Your objective => Leave out the pictures and retype only the lines from the opening line to the line that holds "</template>", both ends included.
################
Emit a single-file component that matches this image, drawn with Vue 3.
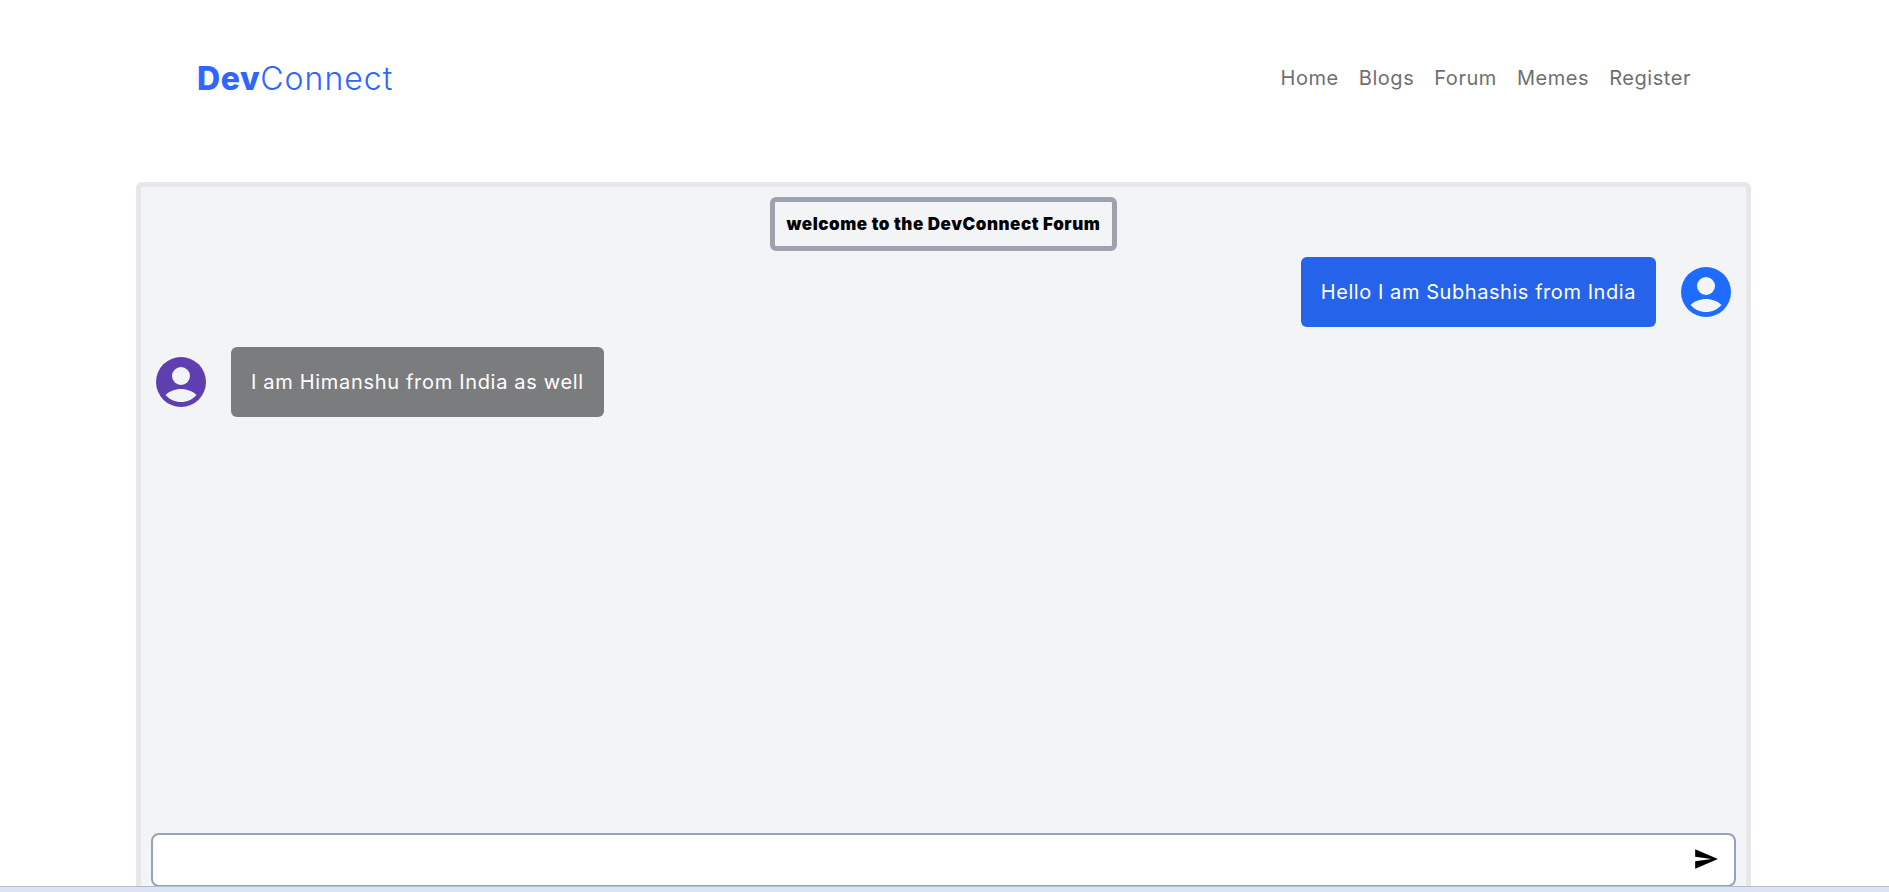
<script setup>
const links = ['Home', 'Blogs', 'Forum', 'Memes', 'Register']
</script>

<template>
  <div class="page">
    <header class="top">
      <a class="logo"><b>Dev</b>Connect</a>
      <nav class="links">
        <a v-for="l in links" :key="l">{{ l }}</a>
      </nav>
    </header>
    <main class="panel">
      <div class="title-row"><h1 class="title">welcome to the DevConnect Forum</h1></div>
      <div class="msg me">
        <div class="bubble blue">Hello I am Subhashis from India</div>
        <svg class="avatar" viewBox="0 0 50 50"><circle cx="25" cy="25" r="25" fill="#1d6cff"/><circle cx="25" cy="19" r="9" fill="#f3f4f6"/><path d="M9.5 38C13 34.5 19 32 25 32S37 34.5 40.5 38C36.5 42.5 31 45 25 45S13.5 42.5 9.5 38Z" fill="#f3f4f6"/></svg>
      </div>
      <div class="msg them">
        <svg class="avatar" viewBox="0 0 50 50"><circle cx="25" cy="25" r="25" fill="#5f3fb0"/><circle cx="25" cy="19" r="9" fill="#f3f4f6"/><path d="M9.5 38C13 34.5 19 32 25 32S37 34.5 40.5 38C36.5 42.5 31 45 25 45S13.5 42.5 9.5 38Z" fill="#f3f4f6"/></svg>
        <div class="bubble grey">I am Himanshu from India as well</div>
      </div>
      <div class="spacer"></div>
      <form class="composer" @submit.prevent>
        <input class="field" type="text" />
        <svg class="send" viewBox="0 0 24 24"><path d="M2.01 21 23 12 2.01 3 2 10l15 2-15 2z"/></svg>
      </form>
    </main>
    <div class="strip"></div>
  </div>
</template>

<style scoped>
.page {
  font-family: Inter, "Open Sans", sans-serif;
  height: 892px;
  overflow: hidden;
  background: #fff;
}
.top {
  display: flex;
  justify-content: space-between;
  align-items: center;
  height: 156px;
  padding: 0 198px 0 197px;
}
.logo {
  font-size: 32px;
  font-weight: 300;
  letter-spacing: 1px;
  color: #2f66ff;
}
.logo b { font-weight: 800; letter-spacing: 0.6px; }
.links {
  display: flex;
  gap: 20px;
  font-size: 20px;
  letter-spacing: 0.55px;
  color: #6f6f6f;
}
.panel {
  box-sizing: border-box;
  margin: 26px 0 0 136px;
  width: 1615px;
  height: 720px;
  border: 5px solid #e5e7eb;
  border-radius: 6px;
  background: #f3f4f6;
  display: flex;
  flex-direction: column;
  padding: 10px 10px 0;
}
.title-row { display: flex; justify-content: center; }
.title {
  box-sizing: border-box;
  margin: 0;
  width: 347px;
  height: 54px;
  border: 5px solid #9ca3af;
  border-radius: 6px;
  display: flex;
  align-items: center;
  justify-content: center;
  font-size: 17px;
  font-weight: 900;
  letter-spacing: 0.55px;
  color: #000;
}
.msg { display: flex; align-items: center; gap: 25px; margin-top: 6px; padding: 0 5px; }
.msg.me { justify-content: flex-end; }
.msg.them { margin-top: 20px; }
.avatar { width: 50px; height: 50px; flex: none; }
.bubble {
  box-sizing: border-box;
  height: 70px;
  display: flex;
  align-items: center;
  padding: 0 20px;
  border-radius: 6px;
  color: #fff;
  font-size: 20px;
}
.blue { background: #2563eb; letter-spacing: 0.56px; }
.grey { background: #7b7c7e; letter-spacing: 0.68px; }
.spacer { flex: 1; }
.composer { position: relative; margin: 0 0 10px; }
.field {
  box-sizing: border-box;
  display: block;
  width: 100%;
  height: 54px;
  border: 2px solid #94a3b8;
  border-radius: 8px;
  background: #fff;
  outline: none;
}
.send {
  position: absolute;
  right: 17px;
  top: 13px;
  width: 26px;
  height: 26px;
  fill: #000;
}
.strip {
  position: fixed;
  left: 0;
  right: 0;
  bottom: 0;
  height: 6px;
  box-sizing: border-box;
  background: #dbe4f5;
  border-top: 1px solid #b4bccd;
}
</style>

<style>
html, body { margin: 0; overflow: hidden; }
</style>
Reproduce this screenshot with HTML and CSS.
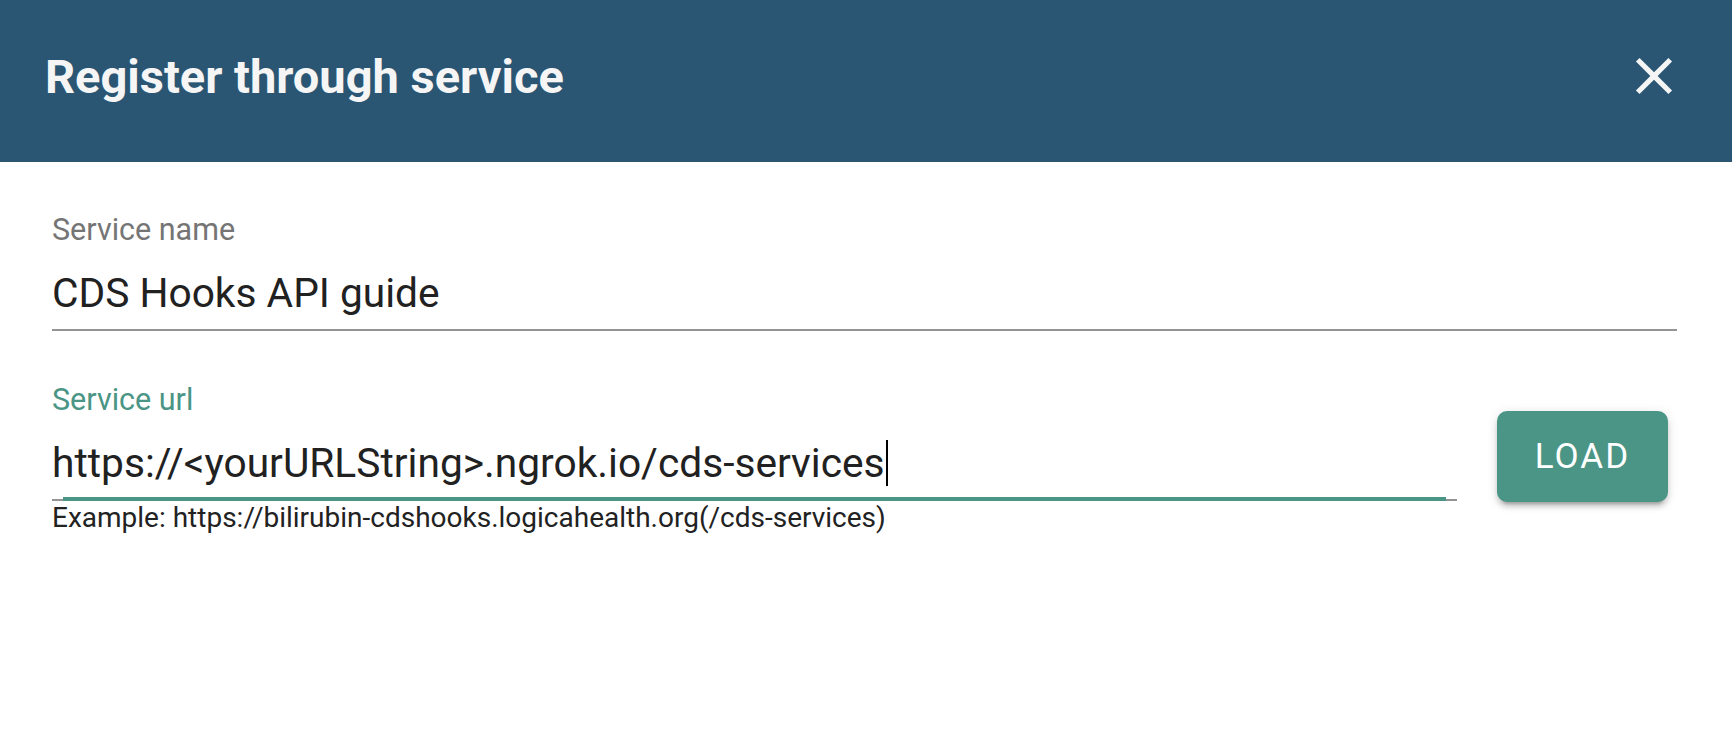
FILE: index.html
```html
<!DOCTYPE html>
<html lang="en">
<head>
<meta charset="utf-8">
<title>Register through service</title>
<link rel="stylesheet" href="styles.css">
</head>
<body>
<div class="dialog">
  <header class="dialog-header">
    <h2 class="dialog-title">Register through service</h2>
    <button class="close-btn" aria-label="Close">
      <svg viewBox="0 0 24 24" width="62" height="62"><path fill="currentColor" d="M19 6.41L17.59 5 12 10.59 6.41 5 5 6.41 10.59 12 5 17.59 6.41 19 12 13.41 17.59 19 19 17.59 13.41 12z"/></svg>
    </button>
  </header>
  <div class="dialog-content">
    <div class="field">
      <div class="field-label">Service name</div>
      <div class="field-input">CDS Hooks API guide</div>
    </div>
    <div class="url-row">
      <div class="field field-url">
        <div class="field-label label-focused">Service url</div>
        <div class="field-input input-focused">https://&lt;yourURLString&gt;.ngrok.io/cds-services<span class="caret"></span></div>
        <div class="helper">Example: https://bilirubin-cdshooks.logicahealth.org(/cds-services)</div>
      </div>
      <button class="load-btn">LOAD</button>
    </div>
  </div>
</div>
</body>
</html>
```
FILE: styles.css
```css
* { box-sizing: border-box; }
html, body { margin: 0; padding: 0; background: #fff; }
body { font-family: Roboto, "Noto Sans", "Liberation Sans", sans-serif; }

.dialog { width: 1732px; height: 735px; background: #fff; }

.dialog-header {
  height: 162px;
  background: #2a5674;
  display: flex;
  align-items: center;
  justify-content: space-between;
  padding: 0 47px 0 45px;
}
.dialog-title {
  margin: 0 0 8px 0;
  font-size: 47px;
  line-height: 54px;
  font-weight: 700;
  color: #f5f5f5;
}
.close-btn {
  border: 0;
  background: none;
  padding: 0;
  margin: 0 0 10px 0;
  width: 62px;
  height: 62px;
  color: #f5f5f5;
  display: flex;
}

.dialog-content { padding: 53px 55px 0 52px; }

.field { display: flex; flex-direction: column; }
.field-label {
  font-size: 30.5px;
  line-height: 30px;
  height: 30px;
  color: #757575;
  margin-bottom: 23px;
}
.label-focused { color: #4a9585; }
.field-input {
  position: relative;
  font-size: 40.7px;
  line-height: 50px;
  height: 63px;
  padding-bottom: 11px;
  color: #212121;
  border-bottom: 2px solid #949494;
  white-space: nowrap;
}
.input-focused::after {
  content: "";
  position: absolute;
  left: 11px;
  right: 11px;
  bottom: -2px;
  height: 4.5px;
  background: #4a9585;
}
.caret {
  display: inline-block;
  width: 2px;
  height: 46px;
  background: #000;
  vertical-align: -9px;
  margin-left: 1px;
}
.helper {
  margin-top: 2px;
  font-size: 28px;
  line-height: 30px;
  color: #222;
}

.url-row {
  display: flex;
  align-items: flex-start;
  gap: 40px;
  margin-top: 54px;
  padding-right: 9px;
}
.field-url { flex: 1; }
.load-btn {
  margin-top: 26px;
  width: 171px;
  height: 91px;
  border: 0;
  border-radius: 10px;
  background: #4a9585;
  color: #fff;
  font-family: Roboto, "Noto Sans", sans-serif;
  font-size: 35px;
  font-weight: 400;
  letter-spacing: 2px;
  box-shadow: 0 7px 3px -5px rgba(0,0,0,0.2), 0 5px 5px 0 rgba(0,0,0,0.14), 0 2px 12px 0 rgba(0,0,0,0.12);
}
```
################
Full output =>
Emit a single-file component that matches this image, drawn with Vue 3.
<script setup>
const links = ['Home', 'Blogs', 'Forum', 'Memes', 'Register']
</script>

<template>
  <div class="page">
    <header class="top">
      <a class="logo"><b>Dev</b>Connect</a>
      <nav class="links">
        <a v-for="l in links" :key="l">{{ l }}</a>
      </nav>
    </header>
    <main class="panel">
      <div class="title-row"><h1 class="title">welcome to the DevConnect Forum</h1></div>
      <div class="msg me">
        <div class="bubble blue">Hello I am Subhashis from India</div>
        <svg class="avatar" viewBox="0 0 50 50"><circle cx="25" cy="25" r="25" fill="#1d6cff"/><circle cx="25" cy="19" r="9" fill="#f3f4f6"/><path d="M9.5 38C13 34.5 19 32 25 32S37 34.5 40.5 38C36.5 42.5 31 45 25 45S13.5 42.5 9.5 38Z" fill="#f3f4f6"/></svg>
      </div>
      <div class="msg them">
        <svg class="avatar" viewBox="0 0 50 50"><circle cx="25" cy="25" r="25" fill="#5f3fb0"/><circle cx="25" cy="19" r="9" fill="#f3f4f6"/><path d="M9.5 38C13 34.5 19 32 25 32S37 34.5 40.5 38C36.5 42.5 31 45 25 45S13.5 42.5 9.5 38Z" fill="#f3f4f6"/></svg>
        <div class="bubble grey">I am Himanshu from India as well</div>
      </div>
      <div class="spacer"></div>
      <form class="composer" @submit.prevent>
        <input class="field" type="text" />
        <svg class="send" viewBox="0 0 24 24"><path d="M2.01 21 23 12 2.01 3 2 10l15 2-15 2z"/></svg>
      </form>
    </main>
    <div class="strip"></div>
  </div>
</template>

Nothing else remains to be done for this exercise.